Robert F. Kennedy Jr. Nears CNN's Debate Threshold with 16% Support

Robert F. Kennedy Jr. is expected to meet the qualifications set by CNN for the June 27 presidential debate, but it remains uncertain if President Joe Biden will participate. The presumptive Democrat and Republican nominees, President Biden and President Donald Trump, have agreed to take the stage on CNN. The current and former presidents will also meet for a Sept. 10 debate televised by ABC.

According to CNN's qualification rules, a candidate's name must appear on a sufficient number of state ballots to reach the 270 electoral vote threshold to win the presidency by the June 20 debate eligibility deadline. To date, the Kennedy campaign has met signature requirements for ballot access in 14 states, representing 187 electoral votes. Candidates must also get at least 15% in four separate national polls of registered or likely voters that meet CNN's standards for reporting.

According to an aggregate of surveys maintained by Real Clear Politics, Mr. Kennedy is one poll short of CNN's requirements.
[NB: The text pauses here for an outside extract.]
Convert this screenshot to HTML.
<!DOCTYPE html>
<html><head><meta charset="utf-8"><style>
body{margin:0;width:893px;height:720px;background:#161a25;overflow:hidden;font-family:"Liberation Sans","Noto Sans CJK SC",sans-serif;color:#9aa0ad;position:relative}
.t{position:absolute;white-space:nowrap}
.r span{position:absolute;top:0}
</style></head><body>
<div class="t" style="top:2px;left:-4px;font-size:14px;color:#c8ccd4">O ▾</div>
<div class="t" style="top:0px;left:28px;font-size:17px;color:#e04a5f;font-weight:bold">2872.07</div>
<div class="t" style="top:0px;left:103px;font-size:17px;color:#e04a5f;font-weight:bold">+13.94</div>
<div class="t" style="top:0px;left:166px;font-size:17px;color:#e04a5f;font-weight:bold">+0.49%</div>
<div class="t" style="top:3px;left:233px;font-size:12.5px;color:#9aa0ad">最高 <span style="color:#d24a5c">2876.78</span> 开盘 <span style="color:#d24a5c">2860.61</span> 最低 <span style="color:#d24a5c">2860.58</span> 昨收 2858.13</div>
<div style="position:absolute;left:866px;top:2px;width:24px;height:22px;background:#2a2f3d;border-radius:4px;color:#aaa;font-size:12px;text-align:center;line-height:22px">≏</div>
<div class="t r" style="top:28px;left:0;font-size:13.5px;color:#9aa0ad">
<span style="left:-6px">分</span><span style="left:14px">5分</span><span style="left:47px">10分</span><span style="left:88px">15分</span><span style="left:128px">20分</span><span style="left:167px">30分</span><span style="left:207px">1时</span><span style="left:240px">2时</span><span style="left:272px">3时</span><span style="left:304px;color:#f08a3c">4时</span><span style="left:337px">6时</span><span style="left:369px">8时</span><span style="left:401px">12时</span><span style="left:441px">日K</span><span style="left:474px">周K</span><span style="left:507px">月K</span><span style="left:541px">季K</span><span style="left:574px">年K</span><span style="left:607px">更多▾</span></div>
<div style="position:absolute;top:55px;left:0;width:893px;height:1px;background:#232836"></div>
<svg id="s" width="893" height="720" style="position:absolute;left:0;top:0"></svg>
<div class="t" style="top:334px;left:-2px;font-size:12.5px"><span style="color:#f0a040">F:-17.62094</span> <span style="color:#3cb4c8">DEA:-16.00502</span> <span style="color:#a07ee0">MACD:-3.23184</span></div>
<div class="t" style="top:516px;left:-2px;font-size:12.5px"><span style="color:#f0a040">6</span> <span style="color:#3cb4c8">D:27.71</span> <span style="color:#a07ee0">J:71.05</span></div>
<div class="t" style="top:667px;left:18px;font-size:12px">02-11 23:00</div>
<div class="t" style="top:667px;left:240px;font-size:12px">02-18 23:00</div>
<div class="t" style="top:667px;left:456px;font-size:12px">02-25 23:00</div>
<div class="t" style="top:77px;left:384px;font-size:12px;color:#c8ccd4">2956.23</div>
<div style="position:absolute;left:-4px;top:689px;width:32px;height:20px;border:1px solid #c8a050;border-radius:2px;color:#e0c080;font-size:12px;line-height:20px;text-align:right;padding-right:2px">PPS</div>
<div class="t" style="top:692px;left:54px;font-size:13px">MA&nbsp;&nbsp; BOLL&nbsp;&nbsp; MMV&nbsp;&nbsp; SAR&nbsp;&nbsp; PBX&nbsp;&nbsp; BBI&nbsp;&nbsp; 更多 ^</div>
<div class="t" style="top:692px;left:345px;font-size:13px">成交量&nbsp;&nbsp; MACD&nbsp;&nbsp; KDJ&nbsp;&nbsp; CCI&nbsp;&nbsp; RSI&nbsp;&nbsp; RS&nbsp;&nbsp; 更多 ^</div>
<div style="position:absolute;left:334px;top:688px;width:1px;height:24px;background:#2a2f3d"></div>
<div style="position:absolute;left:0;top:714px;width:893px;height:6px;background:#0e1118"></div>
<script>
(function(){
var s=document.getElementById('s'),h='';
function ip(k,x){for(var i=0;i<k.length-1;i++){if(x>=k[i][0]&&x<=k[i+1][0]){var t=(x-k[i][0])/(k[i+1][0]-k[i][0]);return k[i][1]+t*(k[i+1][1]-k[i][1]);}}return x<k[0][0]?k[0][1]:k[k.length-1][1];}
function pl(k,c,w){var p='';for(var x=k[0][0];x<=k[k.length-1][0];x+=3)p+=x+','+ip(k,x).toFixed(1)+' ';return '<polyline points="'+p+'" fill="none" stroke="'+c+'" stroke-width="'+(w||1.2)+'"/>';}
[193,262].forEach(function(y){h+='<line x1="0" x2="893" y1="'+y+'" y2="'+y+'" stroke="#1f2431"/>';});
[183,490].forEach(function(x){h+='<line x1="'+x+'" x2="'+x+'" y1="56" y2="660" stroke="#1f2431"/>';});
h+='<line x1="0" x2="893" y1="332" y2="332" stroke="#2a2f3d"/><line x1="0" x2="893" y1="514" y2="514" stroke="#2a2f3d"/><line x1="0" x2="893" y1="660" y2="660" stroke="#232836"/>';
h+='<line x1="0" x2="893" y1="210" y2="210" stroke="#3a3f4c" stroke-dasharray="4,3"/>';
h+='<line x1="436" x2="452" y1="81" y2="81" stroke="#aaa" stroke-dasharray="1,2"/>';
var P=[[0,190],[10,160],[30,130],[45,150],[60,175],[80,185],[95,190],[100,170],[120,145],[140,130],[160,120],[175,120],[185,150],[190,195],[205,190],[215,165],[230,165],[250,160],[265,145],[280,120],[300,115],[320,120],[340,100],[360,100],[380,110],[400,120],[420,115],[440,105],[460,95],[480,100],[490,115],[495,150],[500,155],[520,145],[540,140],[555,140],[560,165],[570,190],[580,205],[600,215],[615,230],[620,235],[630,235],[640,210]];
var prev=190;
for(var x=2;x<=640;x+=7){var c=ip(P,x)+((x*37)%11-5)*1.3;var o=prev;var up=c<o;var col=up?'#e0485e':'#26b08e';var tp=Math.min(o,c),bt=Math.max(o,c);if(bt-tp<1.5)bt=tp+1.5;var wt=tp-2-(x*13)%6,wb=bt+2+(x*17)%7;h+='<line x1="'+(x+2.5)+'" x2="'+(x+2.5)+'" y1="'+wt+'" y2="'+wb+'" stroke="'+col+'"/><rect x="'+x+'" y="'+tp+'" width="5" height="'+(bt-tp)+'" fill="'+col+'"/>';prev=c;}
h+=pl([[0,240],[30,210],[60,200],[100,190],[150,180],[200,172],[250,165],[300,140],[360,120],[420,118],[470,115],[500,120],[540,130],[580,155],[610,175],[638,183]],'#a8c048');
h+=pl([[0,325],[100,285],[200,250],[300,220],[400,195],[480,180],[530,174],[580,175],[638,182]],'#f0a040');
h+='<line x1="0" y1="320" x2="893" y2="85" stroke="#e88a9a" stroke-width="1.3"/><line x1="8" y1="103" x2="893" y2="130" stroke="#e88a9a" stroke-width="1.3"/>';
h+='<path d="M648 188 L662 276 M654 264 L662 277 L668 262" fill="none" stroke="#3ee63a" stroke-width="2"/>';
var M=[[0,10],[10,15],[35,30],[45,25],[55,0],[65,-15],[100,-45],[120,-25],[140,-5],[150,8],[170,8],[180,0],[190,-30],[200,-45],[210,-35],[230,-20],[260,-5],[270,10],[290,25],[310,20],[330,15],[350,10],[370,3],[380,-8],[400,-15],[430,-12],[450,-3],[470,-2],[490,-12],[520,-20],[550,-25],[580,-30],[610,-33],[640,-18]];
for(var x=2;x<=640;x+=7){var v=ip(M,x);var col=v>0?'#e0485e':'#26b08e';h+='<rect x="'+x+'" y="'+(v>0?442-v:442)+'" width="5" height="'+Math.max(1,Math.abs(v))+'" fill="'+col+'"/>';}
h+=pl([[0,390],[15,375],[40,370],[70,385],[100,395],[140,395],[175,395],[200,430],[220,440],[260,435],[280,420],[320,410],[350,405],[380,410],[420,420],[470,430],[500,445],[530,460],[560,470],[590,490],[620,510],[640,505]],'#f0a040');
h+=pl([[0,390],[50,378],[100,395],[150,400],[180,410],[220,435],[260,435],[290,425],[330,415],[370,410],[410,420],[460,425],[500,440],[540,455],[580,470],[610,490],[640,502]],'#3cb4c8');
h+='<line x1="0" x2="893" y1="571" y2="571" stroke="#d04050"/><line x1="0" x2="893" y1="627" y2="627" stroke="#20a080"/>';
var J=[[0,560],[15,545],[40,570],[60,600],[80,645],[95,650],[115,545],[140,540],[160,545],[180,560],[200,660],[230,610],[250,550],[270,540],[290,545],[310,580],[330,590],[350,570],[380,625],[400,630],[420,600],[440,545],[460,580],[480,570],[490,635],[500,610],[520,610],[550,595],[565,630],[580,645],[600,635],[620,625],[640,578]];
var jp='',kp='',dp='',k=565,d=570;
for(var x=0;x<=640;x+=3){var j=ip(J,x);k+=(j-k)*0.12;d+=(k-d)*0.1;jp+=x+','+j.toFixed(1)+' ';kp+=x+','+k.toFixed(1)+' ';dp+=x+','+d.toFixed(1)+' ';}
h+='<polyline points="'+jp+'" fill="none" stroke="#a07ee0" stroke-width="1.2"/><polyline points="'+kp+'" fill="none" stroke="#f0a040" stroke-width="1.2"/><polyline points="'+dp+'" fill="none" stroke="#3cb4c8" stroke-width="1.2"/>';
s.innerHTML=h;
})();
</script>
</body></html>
He earned 16% of the vote in surveys conducted last month by CNN and Quinnipiac University. Kennedy expressed his happiness to meet the criteria to participate in the CNN debate before the June 20 deadline and looks forward to holding Presidents Biden and Trump accountable for their records in Atlanta on June 27.
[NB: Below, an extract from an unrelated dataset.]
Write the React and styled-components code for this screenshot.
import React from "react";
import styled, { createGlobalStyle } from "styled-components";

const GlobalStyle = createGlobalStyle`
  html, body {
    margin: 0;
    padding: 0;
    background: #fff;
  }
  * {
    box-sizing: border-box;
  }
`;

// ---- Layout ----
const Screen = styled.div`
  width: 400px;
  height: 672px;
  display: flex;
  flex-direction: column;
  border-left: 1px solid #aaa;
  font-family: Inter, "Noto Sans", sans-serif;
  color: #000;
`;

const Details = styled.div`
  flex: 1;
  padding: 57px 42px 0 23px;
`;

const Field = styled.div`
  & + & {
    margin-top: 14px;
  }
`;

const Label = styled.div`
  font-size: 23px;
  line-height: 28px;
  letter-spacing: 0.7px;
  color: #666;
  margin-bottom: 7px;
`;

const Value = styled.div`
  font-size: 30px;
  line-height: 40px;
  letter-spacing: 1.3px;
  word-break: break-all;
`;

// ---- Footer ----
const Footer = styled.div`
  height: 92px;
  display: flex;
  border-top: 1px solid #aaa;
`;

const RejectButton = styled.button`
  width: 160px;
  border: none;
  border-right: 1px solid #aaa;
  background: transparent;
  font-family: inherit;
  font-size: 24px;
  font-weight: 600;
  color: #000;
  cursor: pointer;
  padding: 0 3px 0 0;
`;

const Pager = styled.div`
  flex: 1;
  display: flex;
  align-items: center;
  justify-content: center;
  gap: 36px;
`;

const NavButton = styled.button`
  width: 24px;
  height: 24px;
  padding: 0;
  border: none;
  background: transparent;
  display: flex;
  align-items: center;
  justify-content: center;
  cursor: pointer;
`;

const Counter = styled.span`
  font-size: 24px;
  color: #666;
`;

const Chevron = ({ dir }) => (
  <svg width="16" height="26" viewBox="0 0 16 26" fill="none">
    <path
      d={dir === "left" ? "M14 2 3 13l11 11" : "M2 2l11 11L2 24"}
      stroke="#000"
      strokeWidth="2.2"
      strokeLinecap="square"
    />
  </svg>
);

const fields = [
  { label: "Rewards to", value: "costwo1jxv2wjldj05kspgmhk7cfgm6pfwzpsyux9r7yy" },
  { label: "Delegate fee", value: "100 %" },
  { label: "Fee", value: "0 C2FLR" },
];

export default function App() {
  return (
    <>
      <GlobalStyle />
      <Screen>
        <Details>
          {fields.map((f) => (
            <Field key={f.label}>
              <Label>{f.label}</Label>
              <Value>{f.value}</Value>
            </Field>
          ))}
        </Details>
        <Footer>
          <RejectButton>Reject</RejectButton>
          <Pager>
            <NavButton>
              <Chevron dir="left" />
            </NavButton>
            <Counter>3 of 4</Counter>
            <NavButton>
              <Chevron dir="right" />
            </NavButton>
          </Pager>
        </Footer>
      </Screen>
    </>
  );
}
A CNN spokesperson stated that only President Biden and President Trump have qualified for its debate. The non-partisan Commission on Presidential Debates has overseen all presidential forums since 1988. Initially, campaign officials for President Biden and former President Donald Trump expressed dismay about the possibility that the independent challenger could join their candidates on stage. In a May 15 letter to the non-partisan Commission on Presidential Debates, President Biden's campaign said the president would not participate in the commission's planned fall debates, citing the preference for earlier dates.

Kennedy announced his candidacy to challenge President Biden for the Democrat Party nomination in April 2023, but after encountering multiple roadblocks from the Democratic National Committee and claiming that the organization was "rigging the primary" to favor Biden and prevent other candidates from competing, he chose to run as an independent in October 2023.